Ces deux jeunes femmes sont effrayées. Les ravages des réseaux sociaux, le cirque médiatique, la santé mentale des adolescents, les pollutions de l'air, de l'eau, des aliments et les débordements climatiques, les violences quotidiennes ressassées par les robinets de l'info leur font peur. Et s'ajoute à ces peurs une angoisse qui les taraude. De quoi demain sera-t-il fait ? Y aura-t-il une guerre civile ? La Russie va-t-elle déclencher un conflit mondial ? Ou la Chine ?

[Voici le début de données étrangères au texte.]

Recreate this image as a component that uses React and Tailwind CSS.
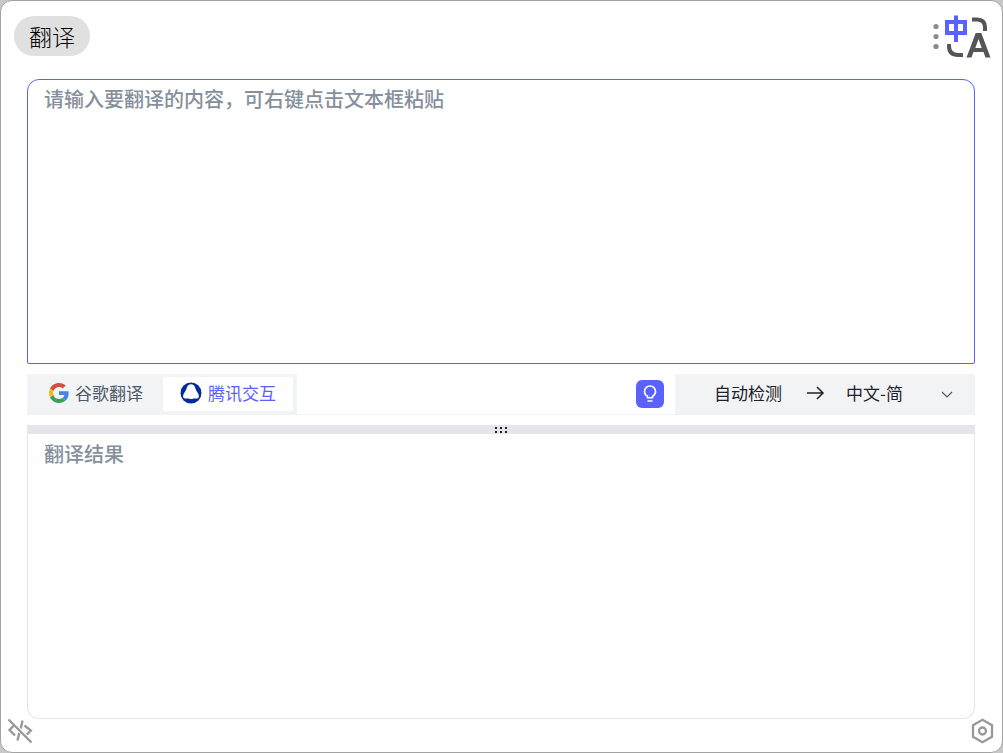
import React, { useState } from 'react';

const engines = [
  { id: 'google', name: '谷歌翻译', icon: GoogleIcon },
  { id: 'tencent', name: '腾讯交互', icon: TencentIcon }
];

function GoogleIcon() {
  return (
    <svg className="w-5 h-5" viewBox="0 0 48 48" aria-hidden="true">
      <path fill="#d3503f" d="M24 9.5c3.54 0 6.71 1.22 9.21 3.6l6.85-6.85C35.9 2.38 30.47 0 24 0 14.62 0 6.51 5.38 2.56 13.22l7.98 6.19C12.43 13.72 17.74 9.5 24 9.5z" />
      <path fill="#4285e4" d="M46.98 24.55c0-1.57-.15-3.09-.38-4.55H24v9.02h12.94c-.58 2.96-2.26 5.48-4.78 7.18l7.73 6c4.51-4.18 7.09-10.36 7.09-17.65z" />
      <path fill="#f2bb1d" d="M10.53 28.59A14.5 14.5 0 0 1 9.77 24c0-1.6.27-3.14.76-4.59l-7.98-6.19A23.9 23.9 0 0 0 0 24c0 3.88.92 7.54 2.56 10.78l7.97-6.19z" />
      <path fill="#3d9f58" d="M24 48c6.48 0 11.93-2.13 15.89-5.81l-7.73-6c-2.15 1.45-4.92 2.3-8.16 2.3-6.26 0-11.57-4.22-13.47-9.91l-7.98 6.19C6.51 42.62 14.62 48 24 48z" />
    </svg>
  );
}

function TencentIcon() {
  return (
    <svg className="w-[22px] h-[22px]" viewBox="0 0 22 22" aria-hidden="true">
      <circle cx="11" cy="11" r="10.5" fill="#042a9b" />
      <path fill="#fff" d="M11 2.3c2.200 0 3.600 1.300 4.200 3.400.6 2 1.300 3.300 2.300 4.700 1.900 2.700 1.700 5.200.3 5.900-1.200.6-2.300.1-3.300.1-1.300 0-1.900.6-3.500.6s-2.200-.6-3.500-.6c-1 0-2.100.5-3.300-.1-1.400-.7-1.600-3.200.3-5.900 1-1.400 1.700-2.700 2.300-4.700C7.400 3.600 8.800 2.300 11 2.300z" />
    </svg>
  );
}

function TranslateLogo() {
  return (
    <svg className="w-[60px] h-[46px]" viewBox="0 0 60 46" fill="none" aria-hidden="true">
      <g fill="#8a8a8a">
        <circle cx="5" cy="12.5" r="2.6" />
        <circle cx="5" cy="22.5" r="2.6" />
        <circle cx="5" cy="32.5" r="2.6" />
      </g>
      <path stroke="#5b61fb" strokeWidth="4" d="M16 8h18v11H16zM25 1.500V28" />
      <path stroke="#555" strokeWidth="4" d="M41 5.500h5q8 0 8 8v3.500M18 30v2q0 9 9 9h5" />
      <path fill="#555" fillRule="evenodd" d="M44.700 19h5.600L59.500 43.500h-5L52.500 38h-10L40.500 43.500h-5zM47.500 25 44.300 34h6.400z" />
    </svg>
  );
}

const App = () => {
  const [engine, setEngine] = useState('tencent');
  const [text, setText] = useState('');
  const [source, setSource] = useState('auto');
  const [target, setTarget] = useState('zh');

  return (
    <div className="h-screen bg-[#c8c8c8] font-['Noto_Sans_CJK_SC',sans-serif]">
      <div className="h-full flex flex-col bg-white border border-[#a3a3a3] rounded-xl overflow-hidden">
        <header className="flex items-start justify-between pl-[13px] pr-[11px] pt-[15px] pb-[21px]">
          <h1 className="h-10 px-[15px] flex items-center rounded-full bg-[#e0e0e0] text-[23px] font-light text-black">
            翻译
          </h1>
          <button type="button" aria-label="菜单" className="h-[42px] flex items-center">
            <TranslateLogo />
          </button>
        </header>

        <main className="flex-1 min-h-0 flex flex-col pl-[26px] pr-[27px]">
          <textarea
            aria-label="原文"
            value={text}
            onChange={(e) => setText(e.target.value)}
            placeholder="请输入要翻译的内容，可右键点击文本框粘贴"
            className="flex-1 min-h-0 w-full resize-none outline-none px-4 py-[3px] text-xl leading-8 text-[#1d2129] placeholder:text-[#86909c] placeholder:font-medium border border-[#5b61fb] rounded-t-xl rounded-b-xs"
          />

          {/* Toolbar */}
          <div className="flex items-center my-[10px] h-[41px] border-b border-[#f2f3f5]">
            <div className="flex items-center h-[41px] p-1 pl-[5px] gap-[3px] bg-[#f2f3f5] rounded-xs">
              {engines.map((item) => (
                <button
                  key={item.id}
                  type="button"
                  onClick={() => setEngine(item.id)}
                  className={`h-[34px] px-[17px] pb-[2px] flex items-center gap-[6px] rounded-xs text-[17px] ${
                    engine === item.id ? 'bg-white text-[#5b61fb]' : 'text-[#4e5969]'
                  }`}
                >
                  <item.icon />
                  {item.name}
                </button>
              ))}
            </div>

            <button
              type="button"
              aria-label="提示"
              className="ml-auto mr-[11px] w-7 h-7 flex items-center justify-center rounded-md bg-[#5b61fb] text-white"
            >
              <svg className="w-5 h-5" viewBox="0 0 20 20" fill="none" stroke="currentColor" strokeWidth="1.6" aria-hidden="true">
                <path d="M7.500 13.700v-1.500C5.700 11.300 4.500 9.500 4.500 7.500a5.500 5.500 0 0 1 11 0c0 2-1.200 3.800-3 4.700v1.500zM7.500 17h5" />
              </svg>
            </button>

            <div className="flex items-center w-[300px] h-[41px] pb-[2px] bg-[#f2f3f5] rounded-t-xs text-[17px] text-[#1d2129]">
              <select
                aria-label="源语言"
                value={source}
                onChange={(e) => setSource(e.target.value)}
                className="appearance-none outline-none w-[92px] ml-[39px]"
              >
                <option value="auto">自动检测</option>
                <option value="zh">中文-简</option>
                <option value="en">英语</option>
              </select>
              <svg className="w-5 h-5 shrink-0" viewBox="0 0 20 20" fill="none" stroke="currentColor" strokeWidth="1.5" aria-hidden="true">
                <path d="M1 10h16M11 4l6 6-6 6" />
              </svg>
              <div className="relative flex-1 flex items-center pl-5">
                <select
                  aria-label="目标语言"
                  value={target}
                  onChange={(e) => setTarget(e.target.value)}
                  className="appearance-none outline-none w-full"
                >
                  <option value="zh">中文-简</option>
                  <option value="en">英语</option>
                </select>
                <svg className="absolute right-[22px] w-3 h-3 pointer-events-none" viewBox="0 0 12 12" fill="none" stroke="#4e5969" strokeWidth="1.2" aria-hidden="true">
                  <path d="M1 5l5 5 5-5" />
                </svg>
              </div>
            </div>
          </div>

          {/* Split handle */}
          <div className="h-[9px] flex items-center justify-center bg-[#e5e6eb] cursor-row-resize">
            <svg className="w-3 h-[7px]" viewBox="0 0 12 7" fill="#1d2129" aria-hidden="true">
              <path d="M0 1h2v2H0zM5 1h2v2H5zM10 1h2v2h-2zM0 5h2v2H0zM5 5h2v2H5zM10 5h2v2h-2z" />
            </svg>
          </div>

          <textarea
            aria-label="译文"
            readOnly
            placeholder="翻译结果"
            className="flex-1 min-h-0 w-full resize-none outline-none px-4 py-[3px] text-xl leading-8 text-[#1d2129] placeholder:text-[#86909c] placeholder:font-medium border border-[#e5e6eb] border-t-white rounded-b-xl"
          />
        </main>

        <footer className="h-[33px] flex items-center justify-between pl-[6px] pr-[7px] pb-[10px]">
          <button type="button" aria-label="代码" className="text-[#999]">
            <svg className="w-[26px] h-[26px]" viewBox="0 0 26 26" fill="none" stroke="currentColor" strokeWidth="2.4" aria-hidden="true">
              <path d="M1.500 1.500l23 23M15.500 2.500l-1.700 8M12.300 15 10.500 22.500M6.500 8 2.500 12l5.500 5.500M17.500 7.500l6.300 5-4 4" />
            </svg>
          </button>
          <button type="button" aria-label="设置" className="text-[#999]">
            <svg className="w-[26px] h-[26px]" viewBox="0 0 26 26" fill="none" stroke="currentColor" strokeWidth="2.3" aria-hidden="true">
              <path d="M13.500 1.800 23 7.250v11.500L13.500 24.200 4 18.750V7.250z" />
              <circle cx="13.5" cy="13" r="3.5" />
            </svg>
          </button>
        </footer>
      </div>
    </div>
  );
};

export default App;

"Je regrette d'avoir 26 ans en 2025", m'a dit la boulangère. "J'aurais aimé avoir 20 ans en 1980", m'a dit la collaboratrice occasionnelle. Alors, bien sûr, je me souviens de la citation désespérée de Paul Nizan : "J'avais vingt ans. Je ne laisserai personne dire que c'est le plus bel âge de la vie."
J'imagine que le témoignage de ces deux jeunes femmes exprime un malaise générationnel. Et je me réjouis d'avoir bientôt 70 ans. Je ne veux pas vivre le grand naufrage. Je ne veux pas voir mourir à petits feux les arts et les lettres réduits à la marge par l'ultra-libéralisme. Je ne veux pas assister au triomphe du suprématisme blanc qui dénie toute valeur à l'humanisme et à la science. Je ne veux pas finir mes jours sous le joug des néo-fascistes ou des néo-staliniens. Tous les pouvoirs font sous eux et j'ai passé l'âge de me prendre de la merde sur la gueule...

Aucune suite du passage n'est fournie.